Modi now boasts of appointing India’s first woman finance minister but neither Modi nor Nirmala Sitharaman have opened their mouth on the crisis of Indian women yet. The BJP Election Manifesto declared that, “We would formulate a comprehensive ‘Women in Workforce’ roadmap focused on dramatically increasing the female workforce participation rate over the next five years. Will they walk the talk?


In the election year itself, the CMIE, based on its surveys, showed that in a single year of 2018 alone women lost 8.8 million jobs—6.5 million in rural India and 2.3 million in urban India.

Why not introduce a job-loss allowance of 80 per cent of the last drawn wages three years for workers who lose their jobs as being practiced in many countries in the West?

According to the NSSO PLFS report, which Modi tried to suppress before elections but now has been forced to release without any change, among women who had completed secondary school education, the unemployment rate had shot up from 9.7 per cent in 2011–2012 to 17.3 per cent in 2017–2018 among rural women and for urban women from 4.0 per cent to 19.8 per cent.

Now Global corporate consultancy firm McKinsey has come up with another alarming report in June that up to 12 million Indian women might lose jobs in India due to automation in both tech industry as well as in manufacturing by 2030. What contingency plans does Modi have to cushion this catastrophic tech impact on women?

Child care burden is mainly responsible for many women leaving the workforce and so also are security concerns. The 2017 Maternity Benefit Act was too late and too little to address the problem of women giving up jobs due to childbirth and child care. It was supposed to cover only 8 per cent of the Indian organised sector workforce and left out 92 per cent of the unorganised and informal workers.

Commuting is a severe problem for working women and school girls. Nitish Kumar followed Jayalalithaa’s model of giving free bicycles to school girls and drastically brought down drop-out rate among school girls. But the BJP which was thumping its chest for ruling 15 States in India failed to extend the successful experiment of their own ally in other BJP-ruled States.

Delhi government of Arvind Kejriwal has declared its intention to allow free travel for women in Delhi Metro and bus services, a radical move to increase work participation of women. But instead of emulating the move in the states ruled by them, BJP has ridiculed the move as vote-catching exercise.

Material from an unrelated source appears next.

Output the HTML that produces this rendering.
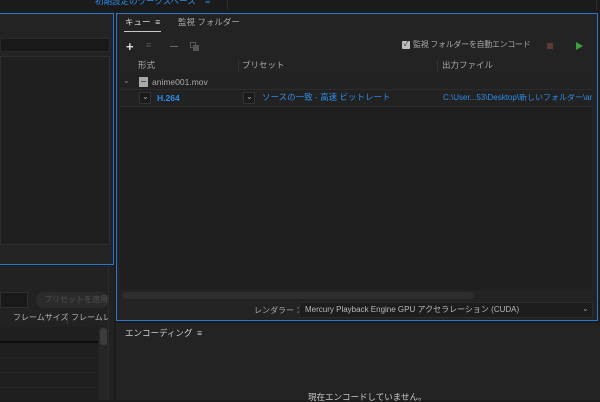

The Congress-led State government in Karnataka declared in December 2018 that girls in the State would get free education in government educational institutions up to postgraduate level and then the Rajasthan government followed suit in January this year, and since then Punjab government has also made a similar announcement. Despite Modi’s high-flown Beti Padhao! slogan, why are the BJP-led State governments not coming forward to emulate this and even declare that they would bear the educational cost for girls even if they study in private schools?

Sadly, when it comes to women’s welfare, even the usual jumlas of Modi are missing!